Sherrington was impressed by Douglas, saying, "Antoine Douglas is very good and he will go on to really big things in this sport. I'm not making excuses, but I was freezing and I could never really warm up. And then he caught me cold. I came here to reach a lifelong dream of mine but it was not meant to be. I got welcomed into the big leagues in a big hurry and in the worst way. All credit goes to Douglas for that."

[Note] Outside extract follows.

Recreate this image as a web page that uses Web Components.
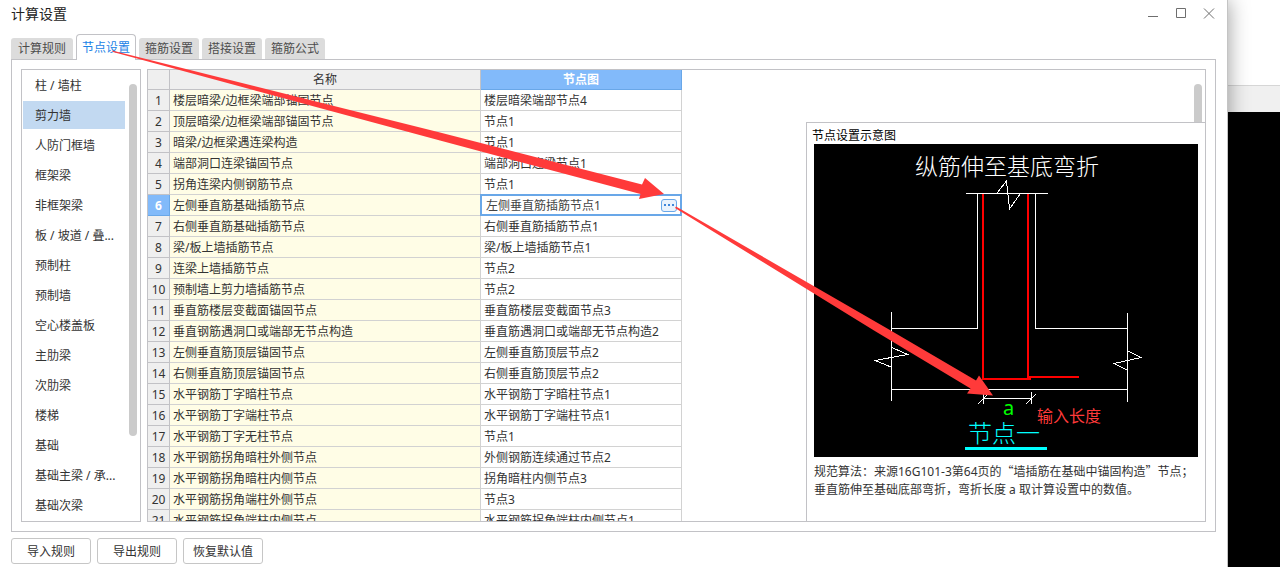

Also on the quadrupleheader: southpaw welterweight Taras Shelestyuk (13-0, 8 KOs), 29, a 2012 Ukrainian Olympic bronze medalist fighting out of Los Angeles, routed Russia's Aslanbek Kozaev (26-2-1, 7 KOs), 27, who was fighting for the first time in 18 months, on scores of 100-90, 100-90 and 99-9; welterweight Keenan Smith (9-0, 3 KOs), a 25-year-old southpaw from Philadelphia, outboxed Benjamin Whitaker (10-2, 2 KOs), 31 of San Antonio on scores of 79-73, 78-74 and 78-74 in a slow-paced fight; and lightweight Samuel Teah (7-1, 2 KOs), 28, who is from Liberia and now living in Philadelphia, outhustled lethargic O'Shanique Foster (8-1, 5 KOs), 22 of Orange, Texas, in an awful, action-free dance, winning on scores of 79-73, 77-75 and 77-75.